I probably should have followed as the swell was easy to launch from but became nasty later when I decided to bring in my catch to keep it cold.  Oh yea... about one and one-half hours into the start, I hooked up into the 18.5 pound mahi that was worth 25 points plus 2 additional points for its weight scoring me 27 points for the first day.

Usually I am able to make a video of my catches but low and behold, I accidentally deleted the file from my camera... so the end result for YakHawaii, no video today.

It was a standard battle landing the mahi.  It's always spectacular to fight a mahi as they jump out of the water trying to spit out the hook.  Ever since I started using Reggie Pare's way of rigging my hooks to get pelagic, my catches have been increasing over time.

But back to my story on landing the mahi I caught. It took 13 minutes to bring it in.  One of the things I do now is not waste any time in gaffing or should I say... using my kage (spear). There has been one too many times that the fish wants to run and breaks free of my line... so I choose now to hurry this part of the process and get them on board.

I tried staying out on the water as long as I could to catch more after catching the mahi, but after an hour in my fish bag with the tail hanging out, I decided to head back in to store and ice the fish down and relaunch to go after number two. But as I was coming in, the surf was big and this was not going to be a fun ride in.  I prepared for my landing as best as I could but got caught on a wave that brought me in fast.  I had no time to remove my mirage drive pedal system out of my Hobie Revo and pushed down on the pedals as I was about to hit the shoreline. I grabbed my paddles in both hands applying drag to the water to use as a steering mechanism, lifted my rudder and guided the bow in to the open beach area.  I was lucky enough to make it in smoothly without tipping over.  I hurriedly jumped off my Revo and yanked her up and she was heavier then hell.  With spectators watching me, they assisted and complimented me in making it in safely with the waves being so huge. During my time coming in, I was saying to myself that I should have followed the other kayak anglers as they made the better decision to launch from another location up the road.

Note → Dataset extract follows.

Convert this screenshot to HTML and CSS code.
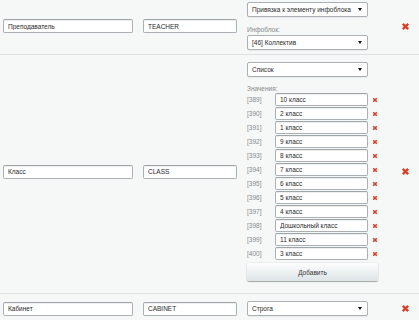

Now the fun part was pulling out my mahi out of my fish bag and having the tourist and local beach gatherers yak about my fish.  They were amazed that us kayak fisherman can catch fish of this size on our plastic floating kayaks. Their cameras were out and I was trying to catch my breath from the adrenaline rush of getting in safely and the 10 miles I pedaled. To tired to relaunch and deal with the surf, I decided to call it a day and settle for the one mahi. I did have the opportunity to watch from the shoreline the several kayak anglers I saw earlier drift fish the bottom on the south current and gaze as the whales breached in and out of the water.